O novo reitor, a julgar pela sua vida pregressa, pelas informações que se tem sobre a sua idoneidade moral e qualificações profissionais, assim como pelas declarações que tem emitido após sua eleição pelo conselho da mantenedora, revela-se em sintonia com essa agenda, que deverá ser objeto de negociação após o retorno à normalidade das atividades na instituição, que, entendemos, deva acontecer após a assembléia dos professores a ser realizada dentro do campus de Canoas (fato inédito, se confirmado) no dia 22/04.
Certamente, ao perceberem a força e a energia de renovação, mobilizadas pelo processo político em curso dentro da ULBRA e de sua mantenedora, autoridades governamentais, judiciais e credores não se furtarão a viabilizar condições para a mais rápida volta à normalidade, de modo a que as pendências existentes em diversas frentes (jurídica, fiscal, trabalhista e financeira), sejam devidamente equacionadas.

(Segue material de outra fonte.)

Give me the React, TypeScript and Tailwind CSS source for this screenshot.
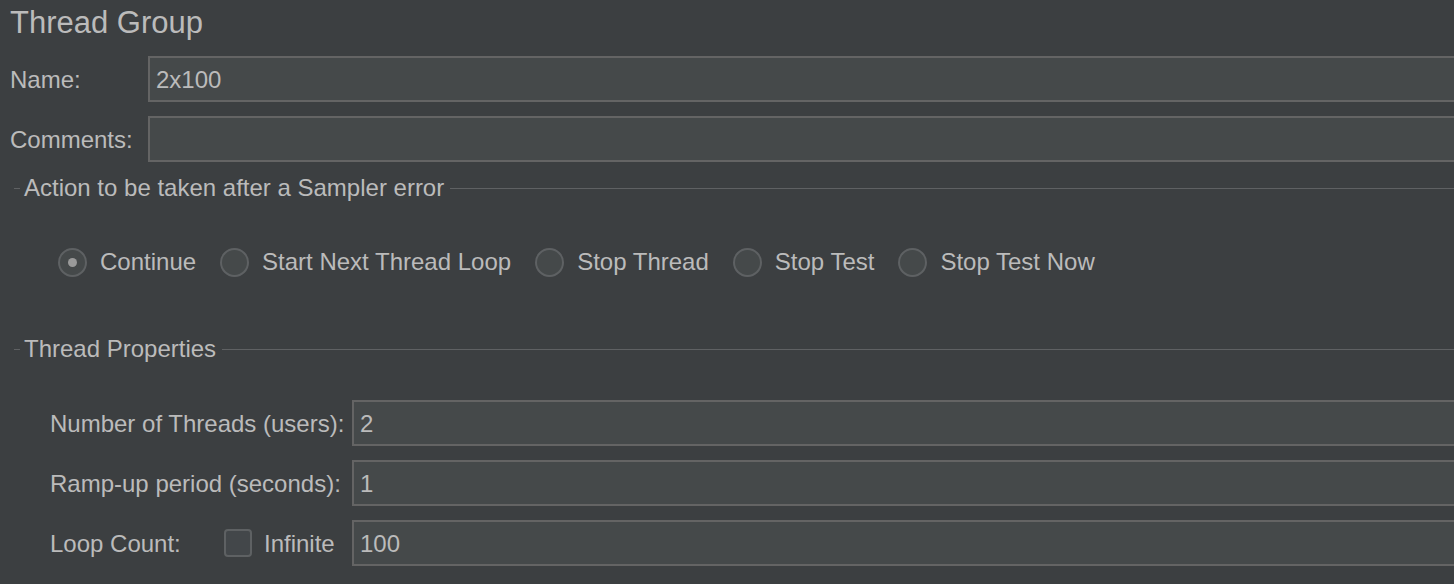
const font = { fontFamily: '"Liberation Sans", Arial, sans-serif' };

function Input({ value }: { value?: string }) {
  return (
    <div className="flex-1 h-[46px] bg-[#45494a] border-2 border-r-0 border-[#646464] flex items-center pl-[6px] pt-[2px] text-[#bbbbbb]">
      {value}
    </div>
  );
}

function SectionTitle({ title }: { title: string }) {
  return (
    <div className="flex items-center h-[24px]">
      <div className="ml-[14px] w-[6px] h-px bg-[#5f6163]" />
      <span className="ml-[4px] mr-[6px] whitespace-nowrap">{title}</span>
      <div className="flex-1 h-px bg-[#5f6163]" />
    </div>
  );
}

function Radio({ label, checked }: { label: string; checked?: boolean }) {
  return (
    <div className="flex items-center">
      <div className="w-[29px] h-[29px] rounded-full border-2 border-[#5e6163] bg-[#45494a] flex items-center justify-center">
        {checked && <div className="w-[9px] h-[9px] rounded-full bg-[#9a9a9a]" />}
      </div>
      <span className="ml-[13px] whitespace-nowrap">{label}</span>
    </div>
  );
}

export default function App() {
  return (
    <div
      className="w-[1454px] h-[584px] bg-[#3c3f41] text-[#bbbbbb] text-[24px] overflow-hidden flex flex-col"
      style={font}
    >
      {/* Header */}
      <div className="h-[46px] pl-[10px] text-[31px] leading-[46px]">Thread Group</div>

      <div className="mt-[10px] flex items-center">
        <span className="w-[148px] pl-[10px] pt-[2px]">Name:</span>
        <Input value="2x100" />
      </div>
      <div className="mt-[14px] flex items-center">
        <span className="w-[148px] pl-[10px] pt-[2px]">Comments:</span>
        <Input />
      </div>

      {/* Sampler error */}
      <div className="mt-[14px]">
        <SectionTitle title="Action to be taken after a Sampler error" />
      </div>
      <div className="mt-[47px] pl-[58px] flex items-center gap-[24px] h-[30px]">
        <Radio label="Continue" checked />
        <Radio label="Start Next Thread Loop" />
        <Radio label="Stop Thread" />
        <Radio label="Stop Test" />
        <Radio label="Stop Test Now" />
      </div>

      {/* Thread properties */}
      <div className="mt-[60px]">
        <SectionTitle title="Thread Properties" />
      </div>
      <div className="mt-[39px] pl-[50px] flex flex-col gap-[14px]">
        <div className="flex items-center">
          <span className="w-[302px] whitespace-nowrap pt-[2px]">Number of Threads (users):</span>
          <Input value="2" />
        </div>
        <div className="flex items-center">
          <span className="w-[302px] whitespace-nowrap pt-[2px]">Ramp-up period (seconds):</span>
          <Input value="1" />
        </div>
        <div className="flex items-center">
          <span className="w-[174px] whitespace-nowrap pt-[2px]">Loop Count:</span>
          <div className="w-[28px] h-[28px] rounded-[4px] border-2 border-[#5e6163] bg-[#43474a]" />
          <span className="ml-[12px] w-[88px] whitespace-nowrap pt-[2px]">Infinite</span>
          <Input value="100" />
        </div>
      </div>
    </div>
  );
}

A escolha do novo reitor foi o ponto de inflexão a partir do qual começa o processo de reforma da ULBRA. É hora de trabalhar! O trabalho mais difícil começa agora. Mas, todos aqueles que conhecem os meandros dessa instituição, a capacidade de trabalho e dedicação de seus colaboradores e os valores morais elevados que pautam a conduta da Comunidade Luterana, não tem dúvida de que o sucesso será alcançado. Em curto prazo.